§ Supplied information

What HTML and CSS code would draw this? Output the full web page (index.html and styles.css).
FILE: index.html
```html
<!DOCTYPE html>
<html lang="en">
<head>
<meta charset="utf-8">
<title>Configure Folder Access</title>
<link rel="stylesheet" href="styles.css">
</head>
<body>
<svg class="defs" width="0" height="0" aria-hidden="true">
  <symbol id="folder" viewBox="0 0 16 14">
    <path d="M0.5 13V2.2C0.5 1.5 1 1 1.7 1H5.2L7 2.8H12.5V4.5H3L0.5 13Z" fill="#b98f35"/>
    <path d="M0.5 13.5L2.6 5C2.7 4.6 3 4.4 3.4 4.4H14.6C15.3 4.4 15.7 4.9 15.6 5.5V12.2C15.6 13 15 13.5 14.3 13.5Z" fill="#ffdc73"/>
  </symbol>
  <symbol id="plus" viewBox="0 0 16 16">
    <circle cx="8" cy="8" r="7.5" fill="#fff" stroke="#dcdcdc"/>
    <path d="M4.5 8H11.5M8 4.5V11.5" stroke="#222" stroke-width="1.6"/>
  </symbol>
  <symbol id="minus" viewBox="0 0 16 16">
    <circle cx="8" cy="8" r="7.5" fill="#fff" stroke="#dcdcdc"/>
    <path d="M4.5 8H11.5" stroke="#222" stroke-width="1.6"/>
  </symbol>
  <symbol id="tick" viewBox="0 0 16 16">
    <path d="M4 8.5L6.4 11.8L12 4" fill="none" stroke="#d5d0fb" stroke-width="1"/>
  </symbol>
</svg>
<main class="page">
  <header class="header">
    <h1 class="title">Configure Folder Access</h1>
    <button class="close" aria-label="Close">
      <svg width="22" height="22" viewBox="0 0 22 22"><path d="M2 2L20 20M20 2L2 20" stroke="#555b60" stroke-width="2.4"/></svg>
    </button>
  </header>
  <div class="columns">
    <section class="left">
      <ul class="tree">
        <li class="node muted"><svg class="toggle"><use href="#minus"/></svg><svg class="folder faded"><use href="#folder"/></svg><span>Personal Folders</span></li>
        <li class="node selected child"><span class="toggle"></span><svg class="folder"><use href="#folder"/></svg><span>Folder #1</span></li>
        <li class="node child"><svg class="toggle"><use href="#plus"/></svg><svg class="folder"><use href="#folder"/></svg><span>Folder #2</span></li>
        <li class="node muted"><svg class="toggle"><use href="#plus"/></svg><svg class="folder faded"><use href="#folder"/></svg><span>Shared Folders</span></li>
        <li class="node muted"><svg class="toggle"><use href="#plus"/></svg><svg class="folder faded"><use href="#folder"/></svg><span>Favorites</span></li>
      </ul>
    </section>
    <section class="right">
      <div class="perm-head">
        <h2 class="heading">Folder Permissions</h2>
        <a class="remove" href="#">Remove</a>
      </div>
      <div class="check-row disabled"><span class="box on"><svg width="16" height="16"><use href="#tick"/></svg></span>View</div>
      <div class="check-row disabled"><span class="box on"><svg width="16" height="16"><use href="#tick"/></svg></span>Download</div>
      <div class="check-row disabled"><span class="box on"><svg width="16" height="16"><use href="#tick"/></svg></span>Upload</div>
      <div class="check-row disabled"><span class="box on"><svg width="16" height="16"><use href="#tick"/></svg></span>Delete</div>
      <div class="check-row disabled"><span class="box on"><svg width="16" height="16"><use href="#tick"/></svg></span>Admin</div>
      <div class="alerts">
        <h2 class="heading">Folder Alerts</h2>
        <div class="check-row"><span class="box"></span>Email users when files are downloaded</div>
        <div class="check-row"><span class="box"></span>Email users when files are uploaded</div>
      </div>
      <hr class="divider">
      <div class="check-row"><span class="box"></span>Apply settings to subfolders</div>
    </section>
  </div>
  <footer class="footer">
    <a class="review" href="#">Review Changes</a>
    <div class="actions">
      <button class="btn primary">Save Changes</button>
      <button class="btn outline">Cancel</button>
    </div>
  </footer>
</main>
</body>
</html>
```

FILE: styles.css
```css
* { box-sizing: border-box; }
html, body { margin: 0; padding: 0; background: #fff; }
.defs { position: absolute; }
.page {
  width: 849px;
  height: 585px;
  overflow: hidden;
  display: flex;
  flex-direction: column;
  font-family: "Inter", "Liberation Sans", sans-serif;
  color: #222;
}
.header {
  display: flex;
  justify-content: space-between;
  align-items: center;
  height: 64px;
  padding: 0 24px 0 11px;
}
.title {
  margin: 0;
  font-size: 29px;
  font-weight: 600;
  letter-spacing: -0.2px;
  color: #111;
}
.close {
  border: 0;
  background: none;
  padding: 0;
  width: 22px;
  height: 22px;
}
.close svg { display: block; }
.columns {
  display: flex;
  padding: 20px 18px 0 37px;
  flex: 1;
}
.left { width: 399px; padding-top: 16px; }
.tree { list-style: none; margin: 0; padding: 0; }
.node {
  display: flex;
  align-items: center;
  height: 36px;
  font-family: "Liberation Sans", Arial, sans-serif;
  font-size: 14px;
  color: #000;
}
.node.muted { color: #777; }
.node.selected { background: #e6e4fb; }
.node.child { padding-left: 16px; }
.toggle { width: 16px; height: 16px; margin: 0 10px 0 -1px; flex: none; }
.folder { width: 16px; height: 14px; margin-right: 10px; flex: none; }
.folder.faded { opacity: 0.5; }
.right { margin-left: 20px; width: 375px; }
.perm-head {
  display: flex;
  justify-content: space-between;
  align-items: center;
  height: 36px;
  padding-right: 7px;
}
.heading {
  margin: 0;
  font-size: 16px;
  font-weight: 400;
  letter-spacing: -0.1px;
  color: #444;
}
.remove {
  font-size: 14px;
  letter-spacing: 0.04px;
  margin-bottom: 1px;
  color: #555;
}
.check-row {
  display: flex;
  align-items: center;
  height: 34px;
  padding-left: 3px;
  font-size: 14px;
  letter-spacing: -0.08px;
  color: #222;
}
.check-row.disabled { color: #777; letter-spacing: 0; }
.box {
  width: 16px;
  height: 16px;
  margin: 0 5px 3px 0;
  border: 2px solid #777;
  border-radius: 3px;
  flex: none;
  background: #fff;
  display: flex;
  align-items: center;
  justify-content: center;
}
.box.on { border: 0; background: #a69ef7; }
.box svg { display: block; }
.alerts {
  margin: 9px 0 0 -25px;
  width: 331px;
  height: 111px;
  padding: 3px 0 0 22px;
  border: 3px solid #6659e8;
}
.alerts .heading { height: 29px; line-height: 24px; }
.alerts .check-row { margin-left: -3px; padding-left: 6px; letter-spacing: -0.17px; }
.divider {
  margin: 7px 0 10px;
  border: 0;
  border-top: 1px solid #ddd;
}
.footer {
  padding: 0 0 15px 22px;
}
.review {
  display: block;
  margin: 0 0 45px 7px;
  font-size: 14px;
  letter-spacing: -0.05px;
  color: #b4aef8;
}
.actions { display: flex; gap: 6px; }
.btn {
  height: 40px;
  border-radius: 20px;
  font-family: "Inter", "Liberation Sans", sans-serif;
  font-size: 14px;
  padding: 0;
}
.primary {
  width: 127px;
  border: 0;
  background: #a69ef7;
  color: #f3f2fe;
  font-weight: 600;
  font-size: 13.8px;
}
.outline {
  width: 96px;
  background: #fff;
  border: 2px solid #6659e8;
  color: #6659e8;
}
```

§ Stated problem
Each line above is to be repeated exactly.

§ Response to the exercise
What HTML and CSS code would draw this? Output the full web page (index.html and styles.css).
FILE: index.html
```html
<!DOCTYPE html>
<html lang="en">
<head>
<meta charset="utf-8">
<title>Configure Folder Access</title>
<link rel="stylesheet" href="styles.css">
</head>
<body>
<svg class="defs" width="0" height="0" aria-hidden="true">
  <symbol id="folder" viewBox="0 0 16 14">
    <path d="M0.5 13V2.2C0.5 1.5 1 1 1.7 1H5.2L7 2.8H12.5V4.5H3L0.5 13Z" fill="#b98f35"/>
    <path d="M0.5 13.5L2.6 5C2.7 4.6 3 4.4 3.4 4.4H14.6C15.3 4.4 15.7 4.9 15.6 5.5V12.2C15.6 13 15 13.5 14.3 13.5Z" fill="#ffdc73"/>
  </symbol>
  <symbol id="plus" viewBox="0 0 16 16">
    <circle cx="8" cy="8" r="7.5" fill="#fff" stroke="#dcdcdc"/>
    <path d="M4.5 8H11.5M8 4.5V11.5" stroke="#222" stroke-width="1.6"/>
  </symbol>
  <symbol id="minus" viewBox="0 0 16 16">
    <circle cx="8" cy="8" r="7.5" fill="#fff" stroke="#dcdcdc"/>
    <path d="M4.5 8H11.5" stroke="#222" stroke-width="1.6"/>
  </symbol>
  <symbol id="tick" viewBox="0 0 16 16">
    <path d="M4 8.5L6.4 11.8L12 4" fill="none" stroke="#d5d0fb" stroke-width="1"/>
  </symbol>
</svg>
<main class="page">
  <header class="header">
    <h1 class="title">Configure Folder Access</h1>
    <button class="close" aria-label="Close">
      <svg width="22" height="22" viewBox="0 0 22 22"><path d="M2 2L20 20M20 2L2 20" stroke="#555b60" stroke-width="2.4"/></svg>
    </button>
  </header>
  <div class="columns">
    <section class="left">
      <ul class="tree">
        <li class="node muted"><svg class="toggle"><use href="#minus"/></svg><svg class="folder faded"><use href="#folder"/></svg><span>Personal Folders</span></li>
        <li class="node selected child"><span class="toggle"></span><svg class="folder"><use href="#folder"/></svg><span>Folder #1</span></li>
        <li class="node child"><svg class="toggle"><use href="#plus"/></svg><svg class="folder"><use href="#folder"/></svg><span>Folder #2</span></li>
        <li class="node muted"><svg class="toggle"><use href="#plus"/></svg><svg class="folder faded"><use href="#folder"/></svg><span>Shared Folders</span></li>
        <li class="node muted"><svg class="toggle"><use href="#plus"/></svg><svg class="folder faded"><use href="#folder"/></svg><span>Favorites</span></li>
      </ul>
    </section>
    <section class="right">
      <div class="perm-head">
        <h2 class="heading">Folder Permissions</h2>
        <a class="remove" href="#">Remove</a>
      </div>
      <div class="check-row disabled"><span class="box on"><svg width="16" height="16"><use href="#tick"/></svg></span>View</div>
      <div class="check-row disabled"><span class="box on"><svg width="16" height="16"><use href="#tick"/></svg></span>Download</div>
      <div class="check-row disabled"><span class="box on"><svg width="16" height="16"><use href="#tick"/></svg></span>Upload</div>
      <div class="check-row disabled"><span class="box on"><svg width="16" height="16"><use href="#tick"/></svg></span>Delete</div>
      <div class="check-row disabled"><span class="box on"><svg width="16" height="16"><use href="#tick"/></svg></span>Admin</div>
      <div class="alerts">
        <h2 class="heading">Folder Alerts</h2>
        <div class="check-row"><span class="box"></span>Email users when files are downloaded</div>
        <div class="check-row"><span class="box"></span>Email users when files are uploaded</div>
      </div>
      <hr class="divider">
      <div class="check-row"><span class="box"></span>Apply settings to subfolders</div>
    </section>
  </div>
  <footer class="footer">
    <a class="review" href="#">Review Changes</a>
    <div class="actions">
      <button class="btn primary">Save Changes</button>
      <button class="btn outline">Cancel</button>
    </div>
  </footer>
</main>
</body>
</html>
```

FILE: styles.css
```css
* { box-sizing: border-box; }
html, body { margin: 0; padding: 0; background: #fff; }
.defs { position: absolute; }
.page {
  width: 849px;
  height: 585px;
  overflow: hidden;
  display: flex;
  flex-direction: column;
  font-family: "Inter", "Liberation Sans", sans-serif;
  color: #222;
}
.header {
  display: flex;
  justify-content: space-between;
  align-items: center;
  height: 64px;
  padding: 0 24px 0 11px;
}
.title {
  margin: 0;
  font-size: 29px;
  font-weight: 600;
  letter-spacing: -0.2px;
  color: #111;
}
.close {
  border: 0;
  background: none;
  padding: 0;
  width: 22px;
  height: 22px;
}
.close svg { display: block; }
.columns {
  display: flex;
  padding: 20px 18px 0 37px;
  flex: 1;
}
.left { width: 399px; padding-top: 16px; }
.tree { list-style: none; margin: 0; padding: 0; }
.node {
  display: flex;
  align-items: center;
  height: 36px;
  font-family: "Liberation Sans", Arial, sans-serif;
  font-size: 14px;
  color: #000;
}
.node.muted { color: #777; }
.node.selected { background: #e6e4fb; }
.node.child { padding-left: 16px; }
.toggle { width: 16px; height: 16px; margin: 0 10px 0 -1px; flex: none; }
.folder { width: 16px; height: 14px; margin-right: 10px; flex: none; }
.folder.faded { opacity: 0.5; }
.right { margin-left: 20px; width: 375px; }
.perm-head {
  display: flex;
  justify-content: space-between;
  align-items: center;
  height: 36px;
  padding-right: 7px;
}
.heading {
  margin: 0;
  font-size: 16px;
  font-weight: 400;
  letter-spacing: -0.1px;
  color: #444;
}
.remove {
  font-size: 14px;
  letter-spacing: 0.04px;
  margin-bottom: 1px;
  color: #555;
}
.check-row {
  display: flex;
  align-items: center;
  height: 34px;
  padding-left: 3px;
  font-size: 14px;
  letter-spacing: -0.08px;
  color: #222;
}
.check-row.disabled { color: #777; letter-spacing: 0; }
.box {
  width: 16px;
  height: 16px;
  margin: 0 5px 3px 0;
  border: 2px solid #777;
  border-radius: 3px;
  flex: none;
  background: #fff;
  display: flex;
  align-items: center;
  justify-content: center;
}
.box.on { border: 0; background: #a69ef7; }
.box svg { display: block; }
.alerts {
  margin: 9px 0 0 -25px;
  width: 331px;
  height: 111px;
  padding: 3px 0 0 22px;
  border: 3px solid #6659e8;
}
.alerts .heading { height: 29px; line-height: 24px; }
.alerts .check-row { margin-left: -3px; padding-left: 6px; letter-spacing: -0.17px; }
.divider {
  margin: 7px 0 10px;
  border: 0;
  border-top: 1px solid #ddd;
}
.footer {
  padding: 0 0 15px 22px;
}
.review {
  display: block;
  margin: 0 0 45px 7px;
  font-size: 14px;
  letter-spacing: -0.05px;
  color: #b4aef8;
}
.actions { display: flex; gap: 6px; }
.btn {
  height: 40px;
  border-radius: 20px;
  font-family: "Inter", "Liberation Sans", sans-serif;
  font-size: 14px;
  padding: 0;
}
.primary {
  width: 127px;
  border: 0;
  background: #a69ef7;
  color: #f3f2fe;
  font-weight: 600;
  font-size: 13.8px;
}
.outline {
  width: 96px;
  background: #fff;
  border: 2px solid #6659e8;
  color: #6659e8;
}
```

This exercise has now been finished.